Assistant Professor, Biological Statistics and Computational Biology
Signatures of Selection in 29 Mammals
With the recent completion of 22 new genome assemblies, the number of sequenced placental mammalian (eutherian) species has more than quadrupled, and their total phylogenetic diversity (in neutral substitutions per site) has increased nearly five-fold. These new data provide unprecedented opportunities for phylogenomics, not only in mammals, but in any group of closely related species.
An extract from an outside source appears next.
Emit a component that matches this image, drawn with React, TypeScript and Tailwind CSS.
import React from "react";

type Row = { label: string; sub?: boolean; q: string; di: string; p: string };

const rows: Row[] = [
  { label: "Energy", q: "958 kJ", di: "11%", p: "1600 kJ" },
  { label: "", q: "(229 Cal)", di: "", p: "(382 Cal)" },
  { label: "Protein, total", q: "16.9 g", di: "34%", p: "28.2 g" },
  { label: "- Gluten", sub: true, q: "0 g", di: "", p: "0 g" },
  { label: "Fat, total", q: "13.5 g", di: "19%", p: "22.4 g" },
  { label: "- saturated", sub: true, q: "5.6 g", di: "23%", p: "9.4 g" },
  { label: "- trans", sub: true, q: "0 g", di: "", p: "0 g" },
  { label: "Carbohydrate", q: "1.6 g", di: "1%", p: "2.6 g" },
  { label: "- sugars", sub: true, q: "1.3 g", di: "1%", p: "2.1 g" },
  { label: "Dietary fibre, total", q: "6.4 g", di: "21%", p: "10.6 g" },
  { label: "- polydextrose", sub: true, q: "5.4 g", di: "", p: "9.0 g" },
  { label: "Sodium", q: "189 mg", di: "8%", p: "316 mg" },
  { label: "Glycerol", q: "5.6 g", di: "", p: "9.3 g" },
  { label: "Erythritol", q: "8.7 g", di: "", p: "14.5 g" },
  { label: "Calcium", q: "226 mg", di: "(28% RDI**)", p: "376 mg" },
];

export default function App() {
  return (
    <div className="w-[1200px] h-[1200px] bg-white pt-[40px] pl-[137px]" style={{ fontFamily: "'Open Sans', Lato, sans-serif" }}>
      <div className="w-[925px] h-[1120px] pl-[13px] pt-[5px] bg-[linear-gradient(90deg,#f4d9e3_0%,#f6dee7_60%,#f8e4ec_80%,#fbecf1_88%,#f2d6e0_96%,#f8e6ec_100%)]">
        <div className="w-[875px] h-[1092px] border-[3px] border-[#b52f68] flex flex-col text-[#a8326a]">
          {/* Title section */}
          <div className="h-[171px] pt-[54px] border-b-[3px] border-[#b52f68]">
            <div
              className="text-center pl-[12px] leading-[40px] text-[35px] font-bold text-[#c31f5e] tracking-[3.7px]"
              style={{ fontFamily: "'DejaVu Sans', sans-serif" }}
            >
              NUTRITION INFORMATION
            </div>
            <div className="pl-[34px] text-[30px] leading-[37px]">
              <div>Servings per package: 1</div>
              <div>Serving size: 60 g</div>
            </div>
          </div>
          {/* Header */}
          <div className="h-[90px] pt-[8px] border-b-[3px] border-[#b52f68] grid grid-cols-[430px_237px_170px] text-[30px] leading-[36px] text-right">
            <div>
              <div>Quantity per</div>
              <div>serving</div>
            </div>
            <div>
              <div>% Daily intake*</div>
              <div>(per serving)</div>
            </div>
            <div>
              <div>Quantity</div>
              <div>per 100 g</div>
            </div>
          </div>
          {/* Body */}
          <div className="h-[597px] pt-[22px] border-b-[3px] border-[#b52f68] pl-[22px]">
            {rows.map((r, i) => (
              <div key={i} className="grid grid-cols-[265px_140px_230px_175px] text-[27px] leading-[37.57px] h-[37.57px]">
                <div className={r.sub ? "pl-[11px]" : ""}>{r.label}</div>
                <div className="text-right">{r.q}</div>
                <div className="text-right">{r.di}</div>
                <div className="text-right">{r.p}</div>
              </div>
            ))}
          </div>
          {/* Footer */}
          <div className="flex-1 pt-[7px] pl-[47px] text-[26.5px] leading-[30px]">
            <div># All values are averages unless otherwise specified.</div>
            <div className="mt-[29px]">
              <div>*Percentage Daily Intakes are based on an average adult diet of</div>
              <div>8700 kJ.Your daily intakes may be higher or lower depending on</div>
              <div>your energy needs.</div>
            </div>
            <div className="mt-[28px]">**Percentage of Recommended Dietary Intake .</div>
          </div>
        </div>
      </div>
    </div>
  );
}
We have recently developed two new computational methods for detecting signatures of selection in deep comparative genomic data sets, and have applied them to genome-wide alignments of 29 eutherian genome sequences. The first method, called phyloP, can detect possible negative or positive selection at individual sites in mammalian genomes, both across all branches of the phylogeny, or in individual clades or lineages. PhyloP support several statistical tests for conservation or acceleration, and is the basis of a set of new tracks in the UCSC Genome Browser. Preliminary analyses of these tracks reveal new cases of apparent primate-specific acceleration and primate-specific conservation, as well as refined estimates of the share of the genome that is under selection.
The second method, called dmotif, uses a phylogenetic hidden Markov model to detect cases of transcription factor binding site gain or loss along the branches of a phylogeny. Inference is performed by Markov chain Monte Carlo sampling, so that full posterior distributions over binding site histories can be obtained. The method makes use of previously characterized binding site motifs, and is designed to be applied to regions of the genome identified in high- throughput chromatin immunoprecipitation experiments (ChIP-chip, ChIP-PET, or ChIP-seq). We will present preliminary results based on simulated and real data.